● The exercise
Every line holding the string "styles" should be gathered.

● Material
========================================================================

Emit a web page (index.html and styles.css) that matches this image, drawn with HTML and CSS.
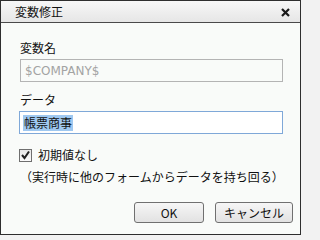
FILE: index.html
```html
<!DOCTYPE html>
<html lang="ja">
<head>
<meta charset="utf-8">
<link rel="stylesheet" href="styles.css">
</head>
<body>
<div class="dialog">
  <div class="titlebar">
    <span class="title">変数修正</span>
    <svg class="close" width="9" height="9" viewBox="0 0 9 9"><path d="M1 1 L8 8 M8 1 L1 8" stroke="#1a1a1a" stroke-width="2.2" fill="none"/></svg>
  </div>
  <div class="content">
    <div class="label">変数名</div>
    <div class="input disabled">$COMPANY$</div>
    <div class="label second">データ</div>
    <div class="input focus"><span class="sel">帳票商事</span></div>
    <div class="check-row">
      <span class="checkbox"><svg width="11" height="11" viewBox="0 0 11 11"><path d="M2 5 L4.5 8 L9 1.5" stroke="#222" stroke-width="2" fill="none"/></svg></span>
      <span class="check-label">初期値なし</span>
    </div>
    <div class="note">（実行時に他のフォームからデータを持ち回る）</div>
    <div class="buttons">
      <button class="btn ok">OK</button>
      <button class="btn cancel">キャンセル</button>
    </div>
  </div>
</div>
</body>
</html>
```
FILE: styles.css
```css
html, body {
  margin: 0;
  padding: 0;
}
body {
  background: #f2f2f2;
  font-family: "Noto Sans CJK JP", "Noto Sans", sans-serif;
  font-size: 12px;
  color: #111;
  width: 302px;
  height: 236px;
  overflow: hidden;
}
.dialog {
  width: 299px;
  height: 233px;
  border: 1px solid #2e2e2e;
  background: #f9fbf9;
  display: flex;
  flex-direction: column;
}
.titlebar {
  height: 21px;
  border-bottom: 1px solid #4a4a4a;
  background: linear-gradient(#f7f7f7, #e6e6e6);
  display: flex;
  align-items: center;
  justify-content: space-between;
  padding: 0 10px 0 14px;
}
.title {
  font-size: 12px;
  line-height: 14px;
  color: #111;
}
.close {
  display: block;
  margin-top: 2px;
}
.content {
  display: flex;
  flex-direction: column;
  padding: 18px 17px 0 18px;
}
.label {
  line-height: 14px;
  padding-left: 1px;
}
.label.second {
  margin-top: 11px;
}
.input {
  margin-top: 4px;
  height: 21px;
  border: 1px solid #b4b4b4;
  display: flex;
  align-items: center;
  padding-left: 4px;
  font-family: "DejaVu Sans", "Noto Sans CJK JP", sans-serif;
  font-size: 12px;
}
.input.disabled {
  margin-left: 1px;
  color: #a3a3a3;
  background: #f9fbf9;
}
.input.focus {
  border-color: #7fa8d8;
  background: #fff;
  padding-left: 3px;
}
.sel {
  background: #9fc8f0;
  color: #111;
  font-family: "Noto Sans CJK JP", sans-serif;
  line-height: 16px;
  padding: 0 1px;
}
.check-row {
  margin-top: 14px;
  display: flex;
  align-items: center;
  line-height: 14px;
}
.checkbox {
  width: 11px;
  height: 11px;
  border: 1px solid #6f6f6f;
  background: linear-gradient(#e8e8e8, #fbfbfb);
  display: flex;
  align-items: center;
  justify-content: center;
}
.check-label {
  margin-left: 6px;
}
.note {
  margin-top: 8px;
  line-height: 14px;
  padding-left: 1px;
}
.buttons {
  margin-top: 18px;
  display: flex;
  justify-content: flex-end;
  gap: 11px;
  margin-right: -10px;
}
.btn {
  height: 21px;
  border: 1px solid #707070;
  border-radius: 3px;
  background: linear-gradient(#f6f6f6, #e2e2e2);
  font-family: "Noto Sans CJK JP", sans-serif;
  font-size: 12px;
  color: #111;
  padding: 0;
  line-height: 18px;
}
.btn.ok {
  width: 70px;
}
.btn.cancel {
  width: 78px;
}
```
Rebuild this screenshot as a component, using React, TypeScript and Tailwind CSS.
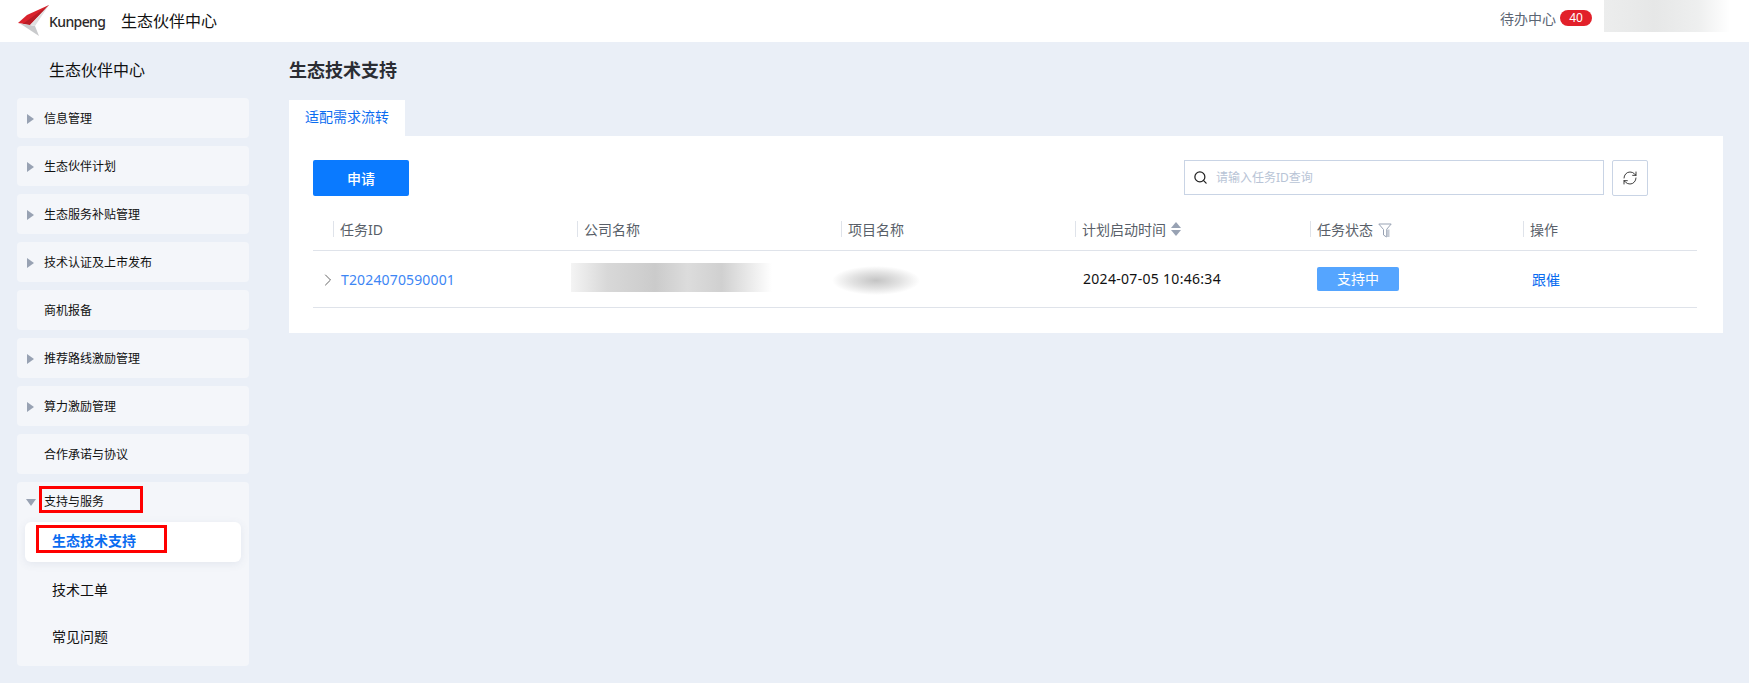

========================================================================

● Solution for this task
Emit a web page (index.html and styles.css) that matches this image, drawn with HTML and CSS.
<link rel="stylesheet" href="styles.css">
FILE: styles.css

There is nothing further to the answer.